** Exercise instructions **
Extract every line where the string "React" appears.

— Begin Data section —

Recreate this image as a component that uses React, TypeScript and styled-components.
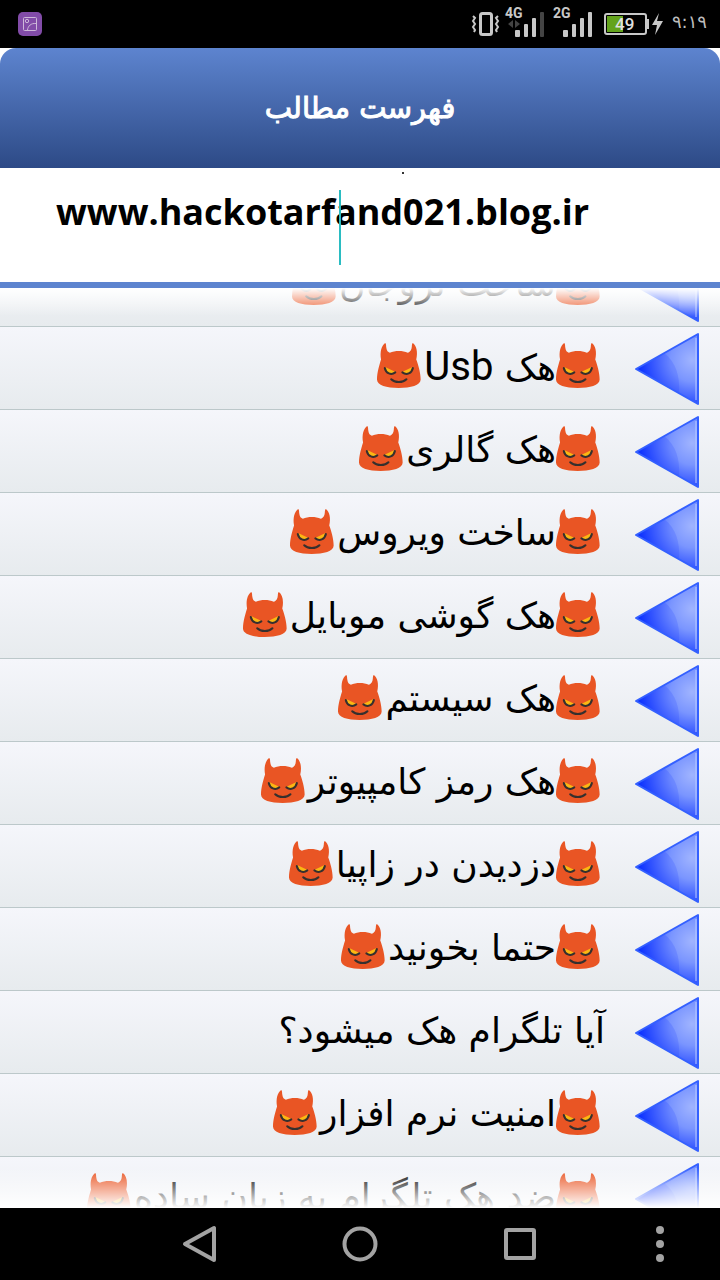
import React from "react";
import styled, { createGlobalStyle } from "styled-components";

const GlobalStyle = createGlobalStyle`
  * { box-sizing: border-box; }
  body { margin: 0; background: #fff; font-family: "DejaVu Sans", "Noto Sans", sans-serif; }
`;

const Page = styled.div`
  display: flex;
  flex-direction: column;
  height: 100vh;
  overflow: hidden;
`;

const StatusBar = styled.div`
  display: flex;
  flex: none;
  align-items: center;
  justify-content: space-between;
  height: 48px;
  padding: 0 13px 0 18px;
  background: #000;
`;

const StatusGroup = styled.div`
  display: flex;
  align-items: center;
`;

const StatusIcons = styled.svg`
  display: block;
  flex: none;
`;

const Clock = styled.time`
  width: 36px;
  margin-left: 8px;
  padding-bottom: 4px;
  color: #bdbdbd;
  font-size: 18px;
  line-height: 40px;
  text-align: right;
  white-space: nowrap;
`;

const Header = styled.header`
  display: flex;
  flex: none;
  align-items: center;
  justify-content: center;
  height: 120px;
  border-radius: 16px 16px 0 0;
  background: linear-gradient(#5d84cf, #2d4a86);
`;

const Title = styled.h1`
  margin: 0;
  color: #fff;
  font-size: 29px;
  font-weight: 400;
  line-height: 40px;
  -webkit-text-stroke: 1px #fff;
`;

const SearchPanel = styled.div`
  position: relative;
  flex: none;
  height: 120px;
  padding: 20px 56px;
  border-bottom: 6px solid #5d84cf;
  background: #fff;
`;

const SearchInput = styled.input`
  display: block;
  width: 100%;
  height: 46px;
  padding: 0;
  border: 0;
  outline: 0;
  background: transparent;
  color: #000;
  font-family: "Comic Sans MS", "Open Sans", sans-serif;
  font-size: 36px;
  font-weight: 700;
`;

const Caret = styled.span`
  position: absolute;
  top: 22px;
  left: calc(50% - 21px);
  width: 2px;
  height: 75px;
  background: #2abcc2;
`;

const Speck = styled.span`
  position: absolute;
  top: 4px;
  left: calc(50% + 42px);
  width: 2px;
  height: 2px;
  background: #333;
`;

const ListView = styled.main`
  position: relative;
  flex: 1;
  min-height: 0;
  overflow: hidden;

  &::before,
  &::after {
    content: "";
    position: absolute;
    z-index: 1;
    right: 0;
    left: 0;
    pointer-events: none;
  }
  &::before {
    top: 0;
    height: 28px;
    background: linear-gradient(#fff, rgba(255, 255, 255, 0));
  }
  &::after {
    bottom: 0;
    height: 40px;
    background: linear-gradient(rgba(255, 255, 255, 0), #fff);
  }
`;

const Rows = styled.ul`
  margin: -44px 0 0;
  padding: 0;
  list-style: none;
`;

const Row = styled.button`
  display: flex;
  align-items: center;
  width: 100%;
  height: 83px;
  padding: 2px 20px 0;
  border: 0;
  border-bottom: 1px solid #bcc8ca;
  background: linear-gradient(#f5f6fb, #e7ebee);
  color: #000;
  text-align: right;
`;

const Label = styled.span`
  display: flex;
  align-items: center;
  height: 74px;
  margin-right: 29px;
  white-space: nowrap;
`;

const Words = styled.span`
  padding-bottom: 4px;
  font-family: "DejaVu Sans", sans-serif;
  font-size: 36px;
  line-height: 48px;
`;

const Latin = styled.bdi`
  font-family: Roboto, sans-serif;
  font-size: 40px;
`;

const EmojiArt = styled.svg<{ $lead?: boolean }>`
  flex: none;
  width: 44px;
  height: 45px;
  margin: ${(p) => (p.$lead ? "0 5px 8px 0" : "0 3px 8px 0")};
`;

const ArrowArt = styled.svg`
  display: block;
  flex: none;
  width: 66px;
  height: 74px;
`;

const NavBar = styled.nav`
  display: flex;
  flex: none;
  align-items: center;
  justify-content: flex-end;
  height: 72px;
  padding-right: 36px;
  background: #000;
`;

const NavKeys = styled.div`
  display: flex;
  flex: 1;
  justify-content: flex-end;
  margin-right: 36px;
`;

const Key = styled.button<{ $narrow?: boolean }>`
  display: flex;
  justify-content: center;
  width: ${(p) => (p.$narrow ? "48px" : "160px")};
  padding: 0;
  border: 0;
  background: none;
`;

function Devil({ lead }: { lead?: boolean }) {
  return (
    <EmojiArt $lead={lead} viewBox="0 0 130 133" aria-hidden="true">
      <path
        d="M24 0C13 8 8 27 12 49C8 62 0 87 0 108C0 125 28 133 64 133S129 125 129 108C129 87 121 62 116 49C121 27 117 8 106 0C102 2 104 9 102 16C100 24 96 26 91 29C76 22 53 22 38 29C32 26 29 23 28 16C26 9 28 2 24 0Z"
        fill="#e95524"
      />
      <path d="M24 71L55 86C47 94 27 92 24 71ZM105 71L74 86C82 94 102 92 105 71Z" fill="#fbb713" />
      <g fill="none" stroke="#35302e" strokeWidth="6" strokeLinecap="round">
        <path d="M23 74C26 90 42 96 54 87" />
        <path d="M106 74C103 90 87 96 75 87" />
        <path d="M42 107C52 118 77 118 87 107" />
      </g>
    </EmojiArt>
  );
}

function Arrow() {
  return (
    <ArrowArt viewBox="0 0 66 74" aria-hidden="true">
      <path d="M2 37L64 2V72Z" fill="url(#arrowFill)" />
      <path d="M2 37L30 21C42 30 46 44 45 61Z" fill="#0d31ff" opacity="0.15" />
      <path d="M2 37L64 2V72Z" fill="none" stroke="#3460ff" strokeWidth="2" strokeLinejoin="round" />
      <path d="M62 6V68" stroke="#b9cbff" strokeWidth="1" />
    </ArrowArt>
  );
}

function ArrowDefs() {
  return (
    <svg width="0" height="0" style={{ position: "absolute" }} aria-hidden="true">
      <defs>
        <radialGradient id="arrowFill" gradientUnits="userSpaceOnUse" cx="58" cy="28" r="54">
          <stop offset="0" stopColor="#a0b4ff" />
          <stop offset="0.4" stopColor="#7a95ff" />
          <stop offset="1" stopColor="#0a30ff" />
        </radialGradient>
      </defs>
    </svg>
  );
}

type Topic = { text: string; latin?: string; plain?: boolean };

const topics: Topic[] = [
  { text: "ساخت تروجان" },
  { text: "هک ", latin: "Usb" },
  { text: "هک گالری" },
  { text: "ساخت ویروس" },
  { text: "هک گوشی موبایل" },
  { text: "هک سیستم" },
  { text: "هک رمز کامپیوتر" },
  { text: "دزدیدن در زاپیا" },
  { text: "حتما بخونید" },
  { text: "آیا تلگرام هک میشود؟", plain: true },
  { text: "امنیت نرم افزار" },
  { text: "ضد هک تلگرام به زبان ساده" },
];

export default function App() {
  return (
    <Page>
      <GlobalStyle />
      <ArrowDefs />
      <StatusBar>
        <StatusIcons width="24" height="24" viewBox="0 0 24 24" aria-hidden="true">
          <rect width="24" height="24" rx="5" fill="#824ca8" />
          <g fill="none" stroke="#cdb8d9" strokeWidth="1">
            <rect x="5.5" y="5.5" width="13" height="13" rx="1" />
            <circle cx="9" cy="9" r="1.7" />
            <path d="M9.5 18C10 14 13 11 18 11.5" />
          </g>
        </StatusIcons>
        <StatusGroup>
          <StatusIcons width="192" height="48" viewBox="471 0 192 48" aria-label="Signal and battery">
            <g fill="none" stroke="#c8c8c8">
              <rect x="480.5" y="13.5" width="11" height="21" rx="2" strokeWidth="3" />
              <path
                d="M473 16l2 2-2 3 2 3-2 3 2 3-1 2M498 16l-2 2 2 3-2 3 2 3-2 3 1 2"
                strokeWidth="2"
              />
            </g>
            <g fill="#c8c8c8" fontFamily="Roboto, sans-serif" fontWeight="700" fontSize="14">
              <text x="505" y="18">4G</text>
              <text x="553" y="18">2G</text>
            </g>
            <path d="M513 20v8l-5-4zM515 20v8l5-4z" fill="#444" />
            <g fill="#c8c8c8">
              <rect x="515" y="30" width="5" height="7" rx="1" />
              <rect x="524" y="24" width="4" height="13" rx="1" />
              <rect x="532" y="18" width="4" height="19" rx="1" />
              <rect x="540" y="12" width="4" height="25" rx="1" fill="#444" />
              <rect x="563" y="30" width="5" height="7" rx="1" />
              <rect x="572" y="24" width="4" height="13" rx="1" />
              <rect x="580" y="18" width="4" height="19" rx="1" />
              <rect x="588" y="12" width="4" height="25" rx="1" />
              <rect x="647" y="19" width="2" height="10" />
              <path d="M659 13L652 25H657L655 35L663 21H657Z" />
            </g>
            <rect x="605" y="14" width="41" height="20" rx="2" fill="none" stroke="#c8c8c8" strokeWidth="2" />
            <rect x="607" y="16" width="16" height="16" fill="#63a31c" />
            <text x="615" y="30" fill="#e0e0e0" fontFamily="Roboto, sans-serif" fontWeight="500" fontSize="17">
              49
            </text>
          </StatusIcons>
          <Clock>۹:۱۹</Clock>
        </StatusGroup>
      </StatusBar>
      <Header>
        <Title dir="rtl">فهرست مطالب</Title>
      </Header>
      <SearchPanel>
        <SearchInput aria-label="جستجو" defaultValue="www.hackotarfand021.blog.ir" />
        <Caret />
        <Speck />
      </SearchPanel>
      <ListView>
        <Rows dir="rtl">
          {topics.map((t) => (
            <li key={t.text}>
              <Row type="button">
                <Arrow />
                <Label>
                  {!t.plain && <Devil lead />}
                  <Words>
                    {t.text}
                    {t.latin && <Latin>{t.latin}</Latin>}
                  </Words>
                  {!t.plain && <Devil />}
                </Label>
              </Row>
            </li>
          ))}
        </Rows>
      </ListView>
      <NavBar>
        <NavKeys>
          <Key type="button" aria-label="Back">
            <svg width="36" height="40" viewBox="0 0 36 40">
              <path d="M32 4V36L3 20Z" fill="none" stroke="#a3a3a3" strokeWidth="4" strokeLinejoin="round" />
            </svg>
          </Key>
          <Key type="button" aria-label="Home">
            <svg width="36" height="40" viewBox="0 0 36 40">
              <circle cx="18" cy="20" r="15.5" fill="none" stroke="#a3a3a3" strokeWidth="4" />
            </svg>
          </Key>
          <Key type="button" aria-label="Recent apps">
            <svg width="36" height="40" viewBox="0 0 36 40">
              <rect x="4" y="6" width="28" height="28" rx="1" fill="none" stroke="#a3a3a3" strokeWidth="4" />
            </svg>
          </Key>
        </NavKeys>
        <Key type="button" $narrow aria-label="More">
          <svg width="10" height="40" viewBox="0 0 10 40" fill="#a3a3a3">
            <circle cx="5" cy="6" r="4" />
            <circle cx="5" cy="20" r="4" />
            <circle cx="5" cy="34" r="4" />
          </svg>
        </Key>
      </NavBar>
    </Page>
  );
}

— End Data section —

** Complete response **
Recreate this image as a component that uses React, TypeScript and styled-components.
import React from "react";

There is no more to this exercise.